INSTRUCTION>
Gather every line below where "using" appears.

DATA FOR THE TASK>

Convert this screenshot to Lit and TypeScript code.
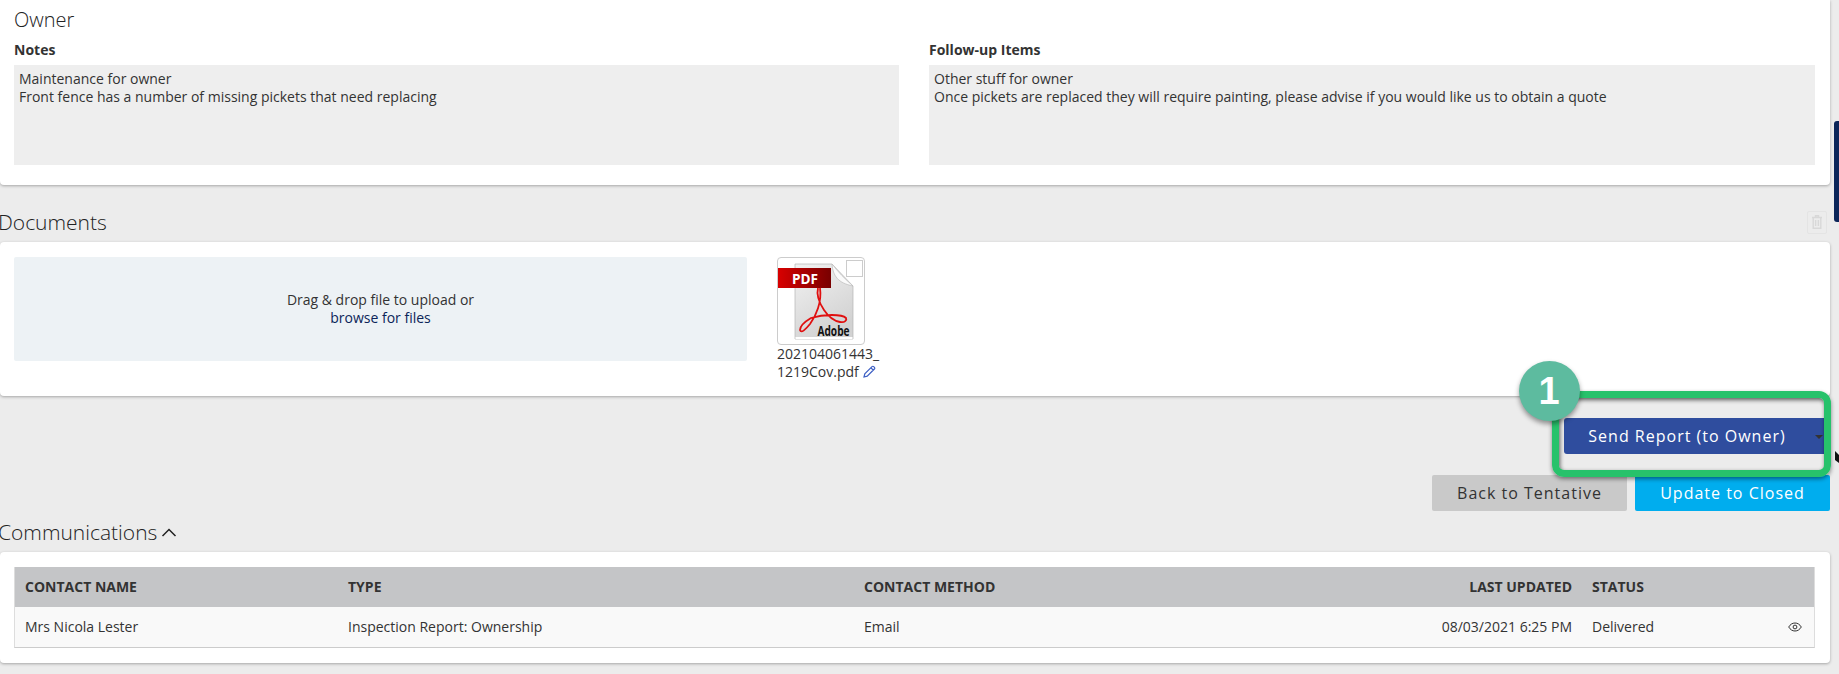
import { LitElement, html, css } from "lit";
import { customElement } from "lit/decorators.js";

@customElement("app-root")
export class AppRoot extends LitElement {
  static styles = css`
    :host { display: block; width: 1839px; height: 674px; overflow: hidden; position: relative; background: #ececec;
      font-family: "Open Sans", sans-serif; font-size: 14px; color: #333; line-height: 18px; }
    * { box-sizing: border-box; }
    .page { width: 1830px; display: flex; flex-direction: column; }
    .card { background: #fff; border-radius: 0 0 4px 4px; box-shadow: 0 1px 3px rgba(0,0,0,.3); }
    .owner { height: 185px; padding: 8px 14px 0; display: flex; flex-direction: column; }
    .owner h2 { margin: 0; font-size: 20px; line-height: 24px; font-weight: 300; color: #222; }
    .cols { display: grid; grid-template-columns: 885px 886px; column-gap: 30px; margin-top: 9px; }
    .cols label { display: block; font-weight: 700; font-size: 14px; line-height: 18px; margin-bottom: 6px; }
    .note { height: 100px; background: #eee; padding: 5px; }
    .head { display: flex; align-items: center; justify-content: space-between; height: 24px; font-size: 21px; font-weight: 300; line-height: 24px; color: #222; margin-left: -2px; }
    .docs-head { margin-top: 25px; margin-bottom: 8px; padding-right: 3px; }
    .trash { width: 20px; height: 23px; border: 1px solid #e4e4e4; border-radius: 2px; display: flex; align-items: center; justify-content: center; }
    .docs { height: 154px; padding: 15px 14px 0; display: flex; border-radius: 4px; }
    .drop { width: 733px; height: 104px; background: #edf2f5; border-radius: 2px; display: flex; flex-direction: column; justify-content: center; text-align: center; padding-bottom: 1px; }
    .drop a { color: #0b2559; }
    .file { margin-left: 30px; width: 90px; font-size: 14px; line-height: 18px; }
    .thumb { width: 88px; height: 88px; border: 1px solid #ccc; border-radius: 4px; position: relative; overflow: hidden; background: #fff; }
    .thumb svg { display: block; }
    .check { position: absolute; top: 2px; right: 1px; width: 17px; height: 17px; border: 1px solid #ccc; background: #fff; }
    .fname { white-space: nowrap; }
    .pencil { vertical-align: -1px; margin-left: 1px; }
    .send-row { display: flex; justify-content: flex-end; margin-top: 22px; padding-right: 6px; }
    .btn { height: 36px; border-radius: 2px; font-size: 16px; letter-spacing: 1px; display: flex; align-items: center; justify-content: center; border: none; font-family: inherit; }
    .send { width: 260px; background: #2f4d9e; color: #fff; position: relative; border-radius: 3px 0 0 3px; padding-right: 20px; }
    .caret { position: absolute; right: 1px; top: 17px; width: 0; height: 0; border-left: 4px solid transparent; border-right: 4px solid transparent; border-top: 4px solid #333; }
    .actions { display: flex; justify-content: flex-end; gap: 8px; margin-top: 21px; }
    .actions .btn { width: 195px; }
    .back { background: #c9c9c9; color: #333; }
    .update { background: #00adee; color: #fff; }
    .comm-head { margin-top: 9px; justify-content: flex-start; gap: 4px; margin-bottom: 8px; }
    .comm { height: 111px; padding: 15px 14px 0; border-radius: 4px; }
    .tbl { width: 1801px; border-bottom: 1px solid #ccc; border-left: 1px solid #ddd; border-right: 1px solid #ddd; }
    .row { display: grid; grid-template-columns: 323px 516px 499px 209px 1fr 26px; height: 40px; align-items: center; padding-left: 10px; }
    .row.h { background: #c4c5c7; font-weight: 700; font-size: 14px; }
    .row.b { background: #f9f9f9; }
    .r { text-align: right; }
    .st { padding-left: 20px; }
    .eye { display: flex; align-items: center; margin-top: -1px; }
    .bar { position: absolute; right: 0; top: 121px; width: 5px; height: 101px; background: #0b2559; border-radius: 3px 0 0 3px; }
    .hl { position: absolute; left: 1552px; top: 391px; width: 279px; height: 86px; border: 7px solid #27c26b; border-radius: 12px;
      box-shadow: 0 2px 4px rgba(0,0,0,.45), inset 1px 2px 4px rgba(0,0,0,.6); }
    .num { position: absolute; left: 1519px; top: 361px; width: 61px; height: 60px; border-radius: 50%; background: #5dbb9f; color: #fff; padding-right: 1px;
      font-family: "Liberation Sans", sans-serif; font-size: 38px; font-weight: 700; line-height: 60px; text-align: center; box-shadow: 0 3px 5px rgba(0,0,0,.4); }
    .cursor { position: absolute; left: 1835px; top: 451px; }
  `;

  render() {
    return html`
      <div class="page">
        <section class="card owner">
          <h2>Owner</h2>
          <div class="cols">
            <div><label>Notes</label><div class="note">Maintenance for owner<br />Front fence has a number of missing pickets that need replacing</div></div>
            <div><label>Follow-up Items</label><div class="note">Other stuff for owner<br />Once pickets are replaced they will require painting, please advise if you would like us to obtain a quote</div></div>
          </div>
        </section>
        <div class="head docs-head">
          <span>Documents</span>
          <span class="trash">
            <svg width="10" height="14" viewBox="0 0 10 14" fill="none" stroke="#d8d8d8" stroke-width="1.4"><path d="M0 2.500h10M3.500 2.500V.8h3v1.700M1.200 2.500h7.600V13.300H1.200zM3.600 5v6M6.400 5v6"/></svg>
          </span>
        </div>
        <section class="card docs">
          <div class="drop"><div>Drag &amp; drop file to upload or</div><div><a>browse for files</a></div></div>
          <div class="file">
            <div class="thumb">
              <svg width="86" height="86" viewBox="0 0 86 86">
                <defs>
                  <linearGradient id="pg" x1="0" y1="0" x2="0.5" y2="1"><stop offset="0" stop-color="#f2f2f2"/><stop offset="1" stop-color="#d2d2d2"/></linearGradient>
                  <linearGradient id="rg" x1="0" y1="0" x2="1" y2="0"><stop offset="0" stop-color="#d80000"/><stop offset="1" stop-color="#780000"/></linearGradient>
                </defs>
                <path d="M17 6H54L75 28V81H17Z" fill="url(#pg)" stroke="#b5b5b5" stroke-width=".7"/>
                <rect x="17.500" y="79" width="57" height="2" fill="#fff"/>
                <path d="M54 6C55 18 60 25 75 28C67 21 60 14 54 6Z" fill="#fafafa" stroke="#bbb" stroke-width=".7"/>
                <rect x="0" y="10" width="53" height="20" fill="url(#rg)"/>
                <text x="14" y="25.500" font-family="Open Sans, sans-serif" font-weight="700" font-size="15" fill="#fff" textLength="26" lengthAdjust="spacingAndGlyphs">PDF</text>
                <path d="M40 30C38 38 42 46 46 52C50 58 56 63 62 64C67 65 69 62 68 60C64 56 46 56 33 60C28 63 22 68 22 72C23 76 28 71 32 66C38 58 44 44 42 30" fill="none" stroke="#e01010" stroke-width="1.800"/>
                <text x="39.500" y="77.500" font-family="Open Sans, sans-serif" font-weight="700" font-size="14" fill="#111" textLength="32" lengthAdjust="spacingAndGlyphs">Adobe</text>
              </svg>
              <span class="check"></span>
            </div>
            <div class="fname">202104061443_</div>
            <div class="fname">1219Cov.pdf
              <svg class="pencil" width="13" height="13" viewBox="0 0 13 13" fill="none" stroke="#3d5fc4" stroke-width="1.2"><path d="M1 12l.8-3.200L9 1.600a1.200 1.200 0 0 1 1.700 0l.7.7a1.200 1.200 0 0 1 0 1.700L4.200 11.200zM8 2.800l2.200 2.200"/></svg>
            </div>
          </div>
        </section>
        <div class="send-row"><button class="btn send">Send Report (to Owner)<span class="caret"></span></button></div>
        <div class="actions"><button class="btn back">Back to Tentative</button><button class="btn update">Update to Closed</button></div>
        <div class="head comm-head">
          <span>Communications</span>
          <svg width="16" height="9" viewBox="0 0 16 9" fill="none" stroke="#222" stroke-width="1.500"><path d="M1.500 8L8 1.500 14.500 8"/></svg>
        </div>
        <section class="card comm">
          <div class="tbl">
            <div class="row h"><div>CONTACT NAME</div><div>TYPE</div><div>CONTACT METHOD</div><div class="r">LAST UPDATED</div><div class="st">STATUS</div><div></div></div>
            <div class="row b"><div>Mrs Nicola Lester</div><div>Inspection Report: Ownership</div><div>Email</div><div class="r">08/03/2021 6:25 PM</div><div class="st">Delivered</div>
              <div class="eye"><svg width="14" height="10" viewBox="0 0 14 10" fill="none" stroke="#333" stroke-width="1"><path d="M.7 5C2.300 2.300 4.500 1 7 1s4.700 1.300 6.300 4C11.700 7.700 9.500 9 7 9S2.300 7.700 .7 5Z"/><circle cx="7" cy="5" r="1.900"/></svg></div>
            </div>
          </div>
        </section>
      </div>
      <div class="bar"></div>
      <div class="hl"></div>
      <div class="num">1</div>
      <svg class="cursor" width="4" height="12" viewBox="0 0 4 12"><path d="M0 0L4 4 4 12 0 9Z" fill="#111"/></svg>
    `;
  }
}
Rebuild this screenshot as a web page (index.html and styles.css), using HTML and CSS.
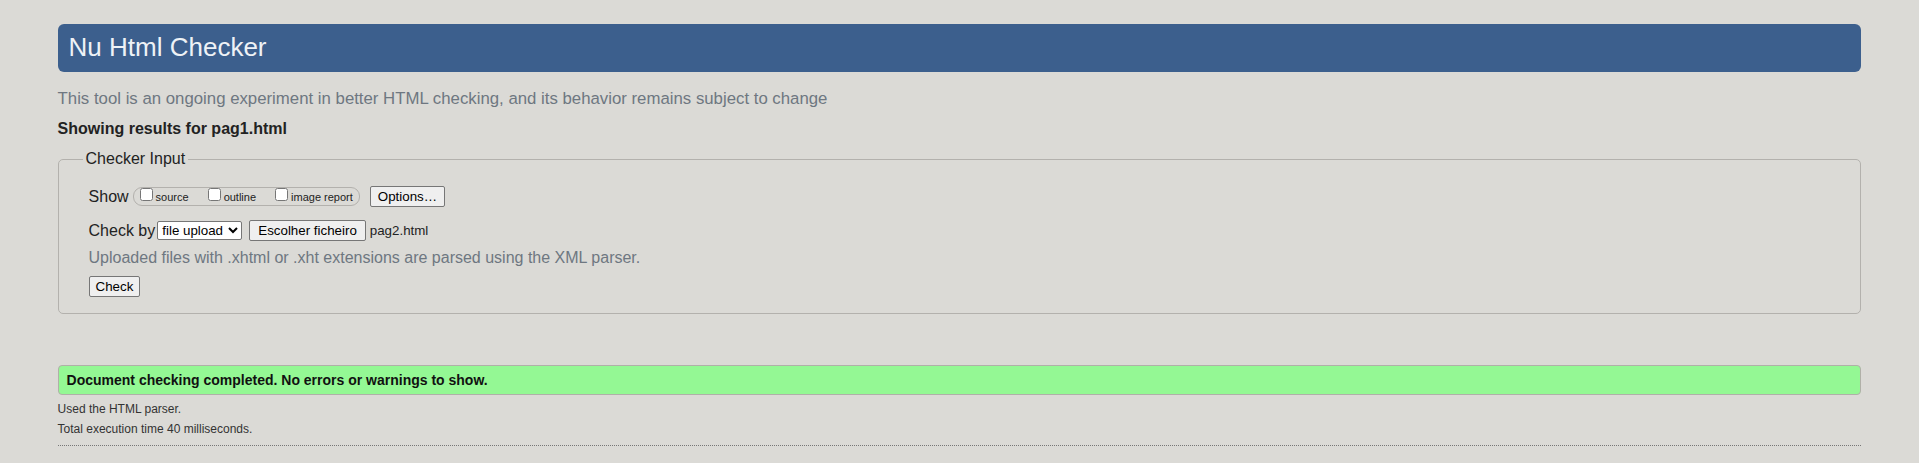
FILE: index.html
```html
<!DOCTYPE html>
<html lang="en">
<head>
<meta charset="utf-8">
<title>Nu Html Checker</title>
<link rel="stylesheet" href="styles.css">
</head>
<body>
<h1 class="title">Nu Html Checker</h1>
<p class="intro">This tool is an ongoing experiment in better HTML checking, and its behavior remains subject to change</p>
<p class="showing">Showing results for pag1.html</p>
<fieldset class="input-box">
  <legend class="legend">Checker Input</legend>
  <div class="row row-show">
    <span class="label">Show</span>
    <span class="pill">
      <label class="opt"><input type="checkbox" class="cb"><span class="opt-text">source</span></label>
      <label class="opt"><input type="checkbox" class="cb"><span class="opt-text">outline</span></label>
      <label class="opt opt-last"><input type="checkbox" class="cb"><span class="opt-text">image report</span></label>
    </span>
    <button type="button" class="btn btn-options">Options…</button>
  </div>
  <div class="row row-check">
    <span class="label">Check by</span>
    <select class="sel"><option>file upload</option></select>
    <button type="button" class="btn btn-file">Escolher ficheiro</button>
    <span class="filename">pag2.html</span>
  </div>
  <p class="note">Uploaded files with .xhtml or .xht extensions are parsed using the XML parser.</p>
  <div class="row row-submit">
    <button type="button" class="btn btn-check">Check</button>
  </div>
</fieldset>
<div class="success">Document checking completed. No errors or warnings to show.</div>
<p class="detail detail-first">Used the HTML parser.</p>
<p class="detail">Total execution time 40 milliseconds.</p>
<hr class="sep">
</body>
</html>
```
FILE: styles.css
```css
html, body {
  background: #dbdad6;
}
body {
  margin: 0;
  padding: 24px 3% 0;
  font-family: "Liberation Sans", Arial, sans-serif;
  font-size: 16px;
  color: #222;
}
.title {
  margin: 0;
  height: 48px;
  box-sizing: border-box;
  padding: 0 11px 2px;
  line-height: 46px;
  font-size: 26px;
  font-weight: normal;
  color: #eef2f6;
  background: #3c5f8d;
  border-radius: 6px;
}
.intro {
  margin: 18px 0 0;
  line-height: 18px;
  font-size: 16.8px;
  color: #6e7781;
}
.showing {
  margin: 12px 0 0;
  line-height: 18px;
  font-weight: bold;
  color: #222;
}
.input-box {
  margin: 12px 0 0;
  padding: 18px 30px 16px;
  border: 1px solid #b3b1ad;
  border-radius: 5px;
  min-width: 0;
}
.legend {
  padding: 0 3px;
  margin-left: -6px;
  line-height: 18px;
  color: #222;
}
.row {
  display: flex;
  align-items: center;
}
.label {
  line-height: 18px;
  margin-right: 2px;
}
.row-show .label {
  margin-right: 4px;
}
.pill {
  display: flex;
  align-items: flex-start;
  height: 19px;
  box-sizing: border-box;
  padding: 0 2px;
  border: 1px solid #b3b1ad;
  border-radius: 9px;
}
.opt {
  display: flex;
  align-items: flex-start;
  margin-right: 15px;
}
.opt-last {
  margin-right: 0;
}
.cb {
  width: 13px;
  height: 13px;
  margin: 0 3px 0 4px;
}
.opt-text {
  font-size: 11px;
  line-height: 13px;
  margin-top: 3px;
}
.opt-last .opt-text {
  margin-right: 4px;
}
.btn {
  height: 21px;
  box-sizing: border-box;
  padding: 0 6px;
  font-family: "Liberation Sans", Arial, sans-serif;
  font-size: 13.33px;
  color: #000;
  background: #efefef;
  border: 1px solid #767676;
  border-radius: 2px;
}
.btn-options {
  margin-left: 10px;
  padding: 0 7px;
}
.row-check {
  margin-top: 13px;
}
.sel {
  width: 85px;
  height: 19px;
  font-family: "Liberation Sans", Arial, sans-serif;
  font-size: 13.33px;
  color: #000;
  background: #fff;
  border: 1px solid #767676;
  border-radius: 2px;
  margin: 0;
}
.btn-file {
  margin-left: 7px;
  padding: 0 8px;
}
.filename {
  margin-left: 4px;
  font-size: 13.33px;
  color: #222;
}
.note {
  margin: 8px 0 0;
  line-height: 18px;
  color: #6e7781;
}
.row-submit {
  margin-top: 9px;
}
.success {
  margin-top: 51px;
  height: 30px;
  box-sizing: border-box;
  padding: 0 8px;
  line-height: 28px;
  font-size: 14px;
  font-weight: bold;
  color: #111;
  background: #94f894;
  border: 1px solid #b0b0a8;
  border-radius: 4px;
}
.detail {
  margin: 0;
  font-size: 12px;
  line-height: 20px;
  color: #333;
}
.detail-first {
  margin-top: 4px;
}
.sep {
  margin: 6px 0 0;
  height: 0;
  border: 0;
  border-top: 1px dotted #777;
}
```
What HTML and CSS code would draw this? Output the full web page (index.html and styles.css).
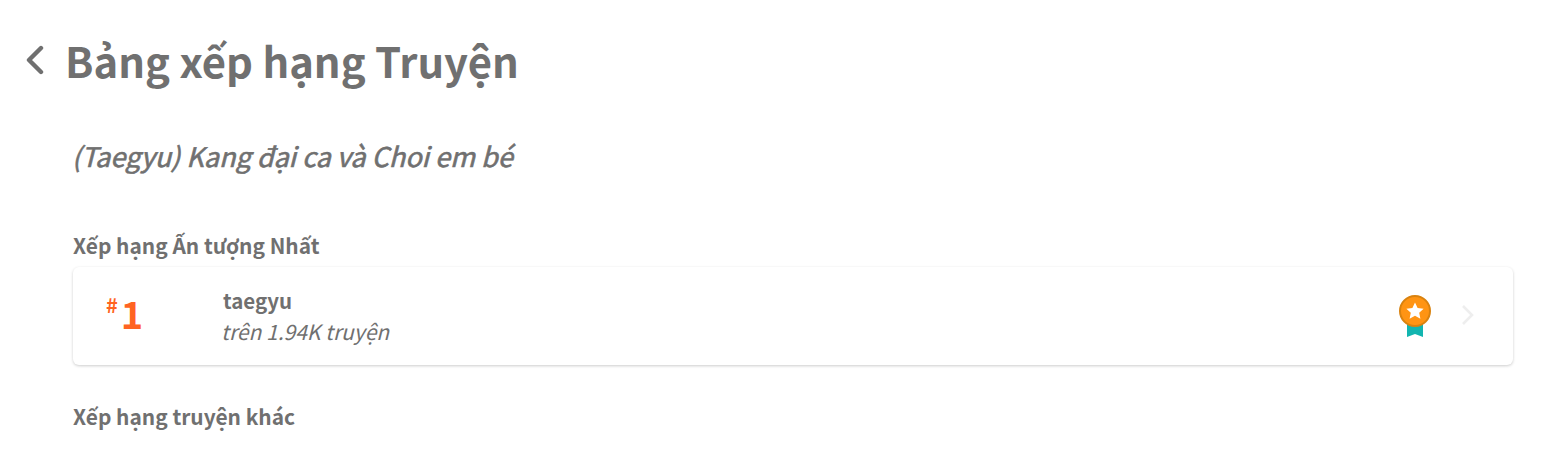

RIGHT ANSWER>
Rebuild this screenshot as a web page (index.html and styles.css), using HTML and CSS.
  <p class="note">Uploaded files with .xhtml or .xht extensions are parsed using the XML parser.</p>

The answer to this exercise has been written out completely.